-- Start of MATERIAL PROVIDED --
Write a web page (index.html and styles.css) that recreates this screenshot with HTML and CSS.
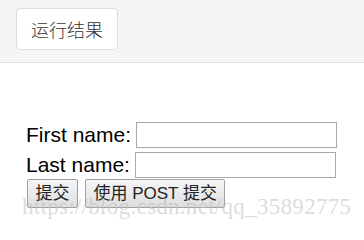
FILE: index.html
```html
<!DOCTYPE html>
<html>
<head>
<meta charset="utf-8">
<link rel="stylesheet" href="styles.css">
</head>
<body>
<div class="topbar">
  <button class="run-btn">运行结果</button>
</div>
<div class="content">
  <form class="form">
    <div class="row"><span class="label">First name:</span><input class="field" type="text"></div>
    <div class="row"><span class="label">Last name:</span><input class="field" type="text"></div>
    <div class="buttons">
      <button class="btn" type="button">提交</button>
      <button class="btn" type="button">使用 POST 提交</button>
    </div>
  </form>
  <div class="watermark">https://blog.csdn.net/qq_35892775</div>
</div>
</body>
</html>
```
FILE: styles.css
```css
html, body {
  margin: 0;
  padding: 0;
  background: #fff;
  width: 364px;
  height: 227px;
  overflow: hidden;
}
body {
  font-family: "Liberation Sans", "Noto Sans CJK SC", sans-serif;
}
.topbar {
  background: #f5f5f5;
  height: 63px;
  border-bottom: 1px solid #e3e3e3;
  box-sizing: border-box;
  padding: 8px 16px;
}
.run-btn {
  width: 102px;
  height: 42px;
  background: #fff;
  border: 1px solid #dcdcdc;
  border-radius: 4px;
  font-family: "Noto Sans CJK SC", sans-serif;
  font-size: 18px;
  font-weight: 300;
  color: #333;
  padding: 0;
}
.content {
  position: relative;
  padding: 57px 0 0 26px;
  height: 163px;
  box-sizing: border-box;
}
.form {
  margin: 0;
}
.row {
  display: flex;
  align-items: center;
  height: 30px;
}
.label {
  font-size: 21px;
  color: #000;
  margin-right: 5px;
}
.field {
  width: 201px;
  height: 26px;
  box-sizing: border-box;
  border: 1px solid #a9a9a9;
  padding: 0;
  margin: 0;
}
.buttons {
  display: flex;
  gap: 7px;
  margin-top: -1px;
  margin-left: 1px;
}
.btn {
  height: 29px;
  box-sizing: border-box;
  border: 1px solid #a0a0a0;
  border-radius: 2px;
  background: linear-gradient(#f6f6f6, #dedede);
  font-family: "Liberation Sans", "Noto Sans CJK SC", sans-serif;
  font-size: 17px;
  color: #222;
  padding: 0 7.5px;
  line-height: 27px;
}
.watermark {
  position: absolute;
  left: 22px;
  top: 131px;
  font-family: "Liberation Serif", serif;
  font-size: 23px;
  color: rgba(190, 190, 190, 0.55);
  white-space: nowrap;
  letter-spacing: 0.3px;
}
```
-- End of MATERIAL PROVIDED --
▶ **REQUIREMENT**: Set the pictures aside and transcribe the data above exactly.

▶ **SOLUTION BELOW**:
Write a web page (index.html and styles.css) that recreates this screenshot with HTML and CSS.
FILE: index.html
```html
<!DOCTYPE html>
<html>
<head>
<meta charset="utf-8">
<link rel="stylesheet" href="styles.css">
</head>
<body>
<div class="topbar">
  <button class="run-btn">运行结果</button>
</div>
<div class="content">
  <form class="form">
    <div class="row"><span class="label">First name:</span><input class="field" type="text"></div>
    <div class="row"><span class="label">Last name:</span><input class="field" type="text"></div>
    <div class="buttons">
      <button class="btn" type="button">提交</button>
      <button class="btn" type="button">使用 POST 提交</button>
    </div>
  </form>
  <div class="watermark">https://blog.csdn.net/qq_35892775</div>
</div>
</body>
</html>
```
FILE: styles.css
```css
html, body {
  margin: 0;
  padding: 0;
  background: #fff;
  width: 364px;
  height: 227px;
  overflow: hidden;
}
body {
  font-family: "Liberation Sans", "Noto Sans CJK SC", sans-serif;
}
.topbar {
  background: #f5f5f5;
  height: 63px;
  border-bottom: 1px solid #e3e3e3;
  box-sizing: border-box;
  padding: 8px 16px;
}
.run-btn {
  width: 102px;
  height: 42px;
  background: #fff;
  border: 1px solid #dcdcdc;
  border-radius: 4px;
  font-family: "Noto Sans CJK SC", sans-serif;
  font-size: 18px;
  font-weight: 300;
  color: #333;
  padding: 0;
}
.content {
  position: relative;
  padding: 57px 0 0 26px;
  height: 163px;
  box-sizing: border-box;
}
.form {
  margin: 0;
}
.row {
  display: flex;
  align-items: center;
  height: 30px;
}
.label {
  font-size: 21px;
  color: #000;
  margin-right: 5px;
}
.field {
  width: 201px;
  height: 26px;
  box-sizing: border-box;
  border: 1px solid #a9a9a9;
  padding: 0;
  margin: 0;
}
.buttons {
  display: flex;
  gap: 7px;
  margin-top: -1px;
  margin-left: 1px;
}
.btn {
  height: 29px;
  box-sizing: border-box;
  border: 1px solid #a0a0a0;
  border-radius: 2px;
  background: linear-gradient(#f6f6f6, #dedede);
  font-family: "Liberation Sans", "Noto Sans CJK SC", sans-serif;
  font-size: 17px;
  color: #222;
  padding: 0 7.5px;
  line-height: 27px;
}
.watermark {
  position: absolute;
  left: 22px;
  top: 131px;
  font-family: "Liberation Serif", serif;
  font-size: 23px;
  color: rgba(190, 190, 190, 0.55);
  white-space: nowrap;
  letter-spacing: 0.3px;
}
```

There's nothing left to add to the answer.